> PROBLEM DETAILS:
Write out the listing below without alteration, omitting its pictures.

> PROVIDED MATERIAL:
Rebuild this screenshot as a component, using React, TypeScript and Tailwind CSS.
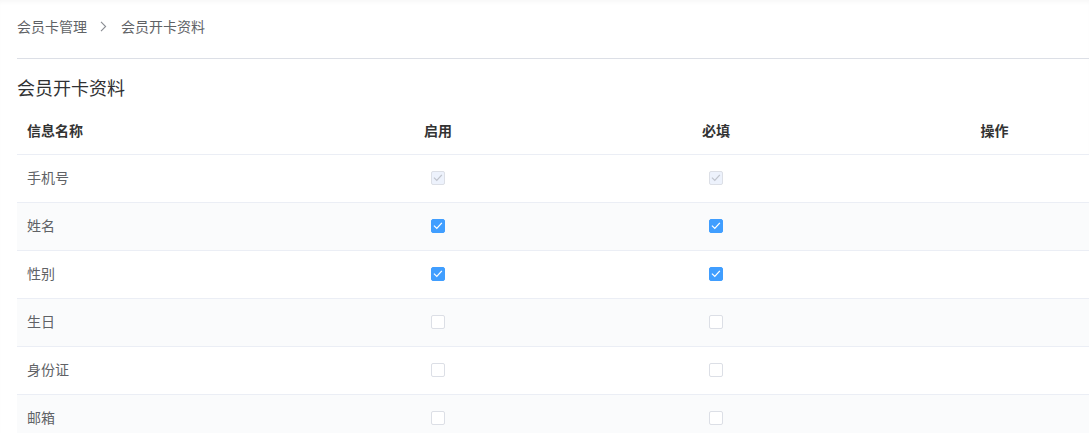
import React from "react";

type State = "on" | "off" | "disabled";
type Row = { name: string; enabled: State; required: State };

const rows: Row[] = [
  { name: "手机号", enabled: "disabled", required: "disabled" },
  { name: "姓名", enabled: "on", required: "on" },
  { name: "性别", enabled: "on", required: "on" },
  { name: "生日", enabled: "off", required: "off" },
  { name: "身份证", enabled: "off", required: "off" },
  { name: "邮箱", enabled: "off", required: "off" },
];

function Check({ color }: { color: string }) {
  return (
    <svg width="12" height="12" viewBox="0 0 12 12" fill="none" className="block">
      <path d="M2.4 6.1 L4.8 8.4 L9.4 3.4" stroke={color} strokeWidth="1.3" strokeLinecap="square" />
    </svg>
  );
}

function Checkbox({ state }: { state: State }) {
  if (state === "on") {
    return (
      <span className="flex h-[14px] w-[14px] items-center justify-center rounded-[2px] border border-[#409eff] bg-[#409eff]">
        <Check color="#ffffff" />
      </span>
    );
  }
  if (state === "disabled") {
    return (
      <span className="flex h-[14px] w-[14px] items-center justify-center rounded-[2px] border border-[#dcdfe6] bg-[#edf2fc]">
        <Check color="#c0c4cc" />
      </span>
    );
  }
  return <span className="block h-[14px] w-[14px] rounded-[2px] border border-[#dcdfe6] bg-white" />;
}

export default function App() {
  return (
    <div
      className="h-[433px] w-[1089px] overflow-hidden bg-white shadow-[inset_0_4px_4px_-2px_rgba(0,0,0,0.035)]"
      style={{ fontFamily: '"Noto Sans CJK SC", "Noto Sans", sans-serif' }}
    >
      <div className="w-[1134px] pl-[17px]">
        <div className="flex h-[59px] items-start border-b border-[#dcdfe6] pt-[16px] text-[14px] leading-5 text-[#606266]">
          <span>会员卡管理</span>
          <span className="mx-[13px] flex h-5 items-center">
            <svg width="7" height="11" viewBox="0 0 7 11" fill="none">
              <path d="M1 0.8 L5.6 5.5 L1 10.2" stroke="#8a8d93" strokeWidth="1.1" />
            </svg>
          </span>
          <span className="ml-[1px]">会员开卡资料</span>
        </div>

        <div className="mb-[7px] mt-[16px] h-[25px] text-[18px] leading-6 text-[#303133]">会员开卡资料</div>

        <div className="w-[1117px] text-[14px]">
          <div className="grid h-[48px] grid-cols-[282px_278px_278px_279px] items-center border-b border-[#ebeef5] pb-[1px] font-bold text-[#333333]">
            <div className="pl-[10px]">信息名称</div>
            <div className="text-center">启用</div>
            <div className="text-center">必填</div>
            <div className="text-center">操作</div>
          </div>
          {rows.map((r, i) => (
            <div
              key={r.name}
              className={
                "grid h-[48px] grid-cols-[282px_278px_278px_279px] items-center border-b border-[#ebeef5] pb-[2px] text-[#606266] " +
                (i % 2 === 1 ? "bg-[#fafbfc]" : "bg-white")
              }
            >
              <div className="pl-[10px]">{r.name}</div>
              <div className="flex justify-center">
                <Checkbox state={r.enabled} />
              </div>
              <div className="flex justify-center">
                <Checkbox state={r.required} />
              </div>
              <div />
            </div>
          ))}
        </div>
      </div>
    </div>
  );
}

> PROBLEM SOLUTION:
Rebuild this screenshot as a component, using React, TypeScript and Tailwind CSS.
import React from "react";

type State = "on" | "off" | "disabled";
type Row = { name: string; enabled: State; required: State };

const rows: Row[] = [
  { name: "手机号", enabled: "disabled", required: "disabled" },
  { name: "姓名", enabled: "on", required: "on" },
  { name: "性别", enabled: "on", required: "on" },
  { name: "生日", enabled: "off", required: "off" },
  { name: "身份证", enabled: "off", required: "off" },
  { name: "邮箱", enabled: "off", required: "off" },
];

function Check({ color }: { color: string }) {
  return (
    <svg width="12" height="12" viewBox="0 0 12 12" fill="none" className="block">
      <path d="M2.4 6.1 L4.8 8.4 L9.4 3.4" stroke={color} strokeWidth="1.3" strokeLinecap="square" />
    </svg>
  );
}

function Checkbox({ state }: { state: State }) {
  if (state === "on") {
    return (
      <span className="flex h-[14px] w-[14px] items-center justify-center rounded-[2px] border border-[#409eff] bg-[#409eff]">
        <Check color="#ffffff" />
      </span>
    );
  }
  if (state === "disabled") {
    return (
      <span className="flex h-[14px] w-[14px] items-center justify-center rounded-[2px] border border-[#dcdfe6] bg-[#edf2fc]">
        <Check color="#c0c4cc" />
      </span>
    );
  }
  return <span className="block h-[14px] w-[14px] rounded-[2px] border border-[#dcdfe6] bg-white" />;
}

export default function App() {
  return (
    <div
      className="h-[433px] w-[1089px] overflow-hidden bg-white shadow-[inset_0_4px_4px_-2px_rgba(0,0,0,0.035)]"
      style={{ fontFamily: '"Noto Sans CJK SC", "Noto Sans", sans-serif' }}
    >
      <div className="w-[1134px] pl-[17px]">
        <div className="flex h-[59px] items-start border-b border-[#dcdfe6] pt-[16px] text-[14px] leading-5 text-[#606266]">
          <span>会员卡管理</span>
          <span className="mx-[13px] flex h-5 items-center">
            <svg width="7" height="11" viewBox="0 0 7 11" fill="none">
              <path d="M1 0.8 L5.6 5.5 L1 10.2" stroke="#8a8d93" strokeWidth="1.1" />
            </svg>
          </span>
          <span className="ml-[1px]">会员开卡资料</span>
        </div>

        <div className="mb-[7px] mt-[16px] h-[25px] text-[18px] leading-6 text-[#303133]">会员开卡资料</div>

        <div className="w-[1117px] text-[14px]">
          <div className="grid h-[48px] grid-cols-[282px_278px_278px_279px] items-center border-b border-[#ebeef5] pb-[1px] font-bold text-[#333333]">
            <div className="pl-[10px]">信息名称</div>
            <div className="text-center">启用</div>
            <div className="text-center">必填</div>
            <div className="text-center">操作</div>
          </div>
          {rows.map((r, i) => (
            <div
              key={r.name}
              className={
                "grid h-[48px] grid-cols-[282px_278px_278px_279px] items-center border-b border-[#ebeef5] pb-[2px] text-[#606266] " +
                (i % 2 === 1 ? "bg-[#fafbfc]" : "bg-white")
              }
            >
              <div className="pl-[10px]">{r.name}</div>
              <div className="flex justify-center">
                <Checkbox state={r.enabled} />
              </div>
              <div className="flex justify-center">
                <Checkbox state={r.required} />
              </div>
              <div />
            </div>
          ))}
        </div>
      </div>
    </div>
  );
}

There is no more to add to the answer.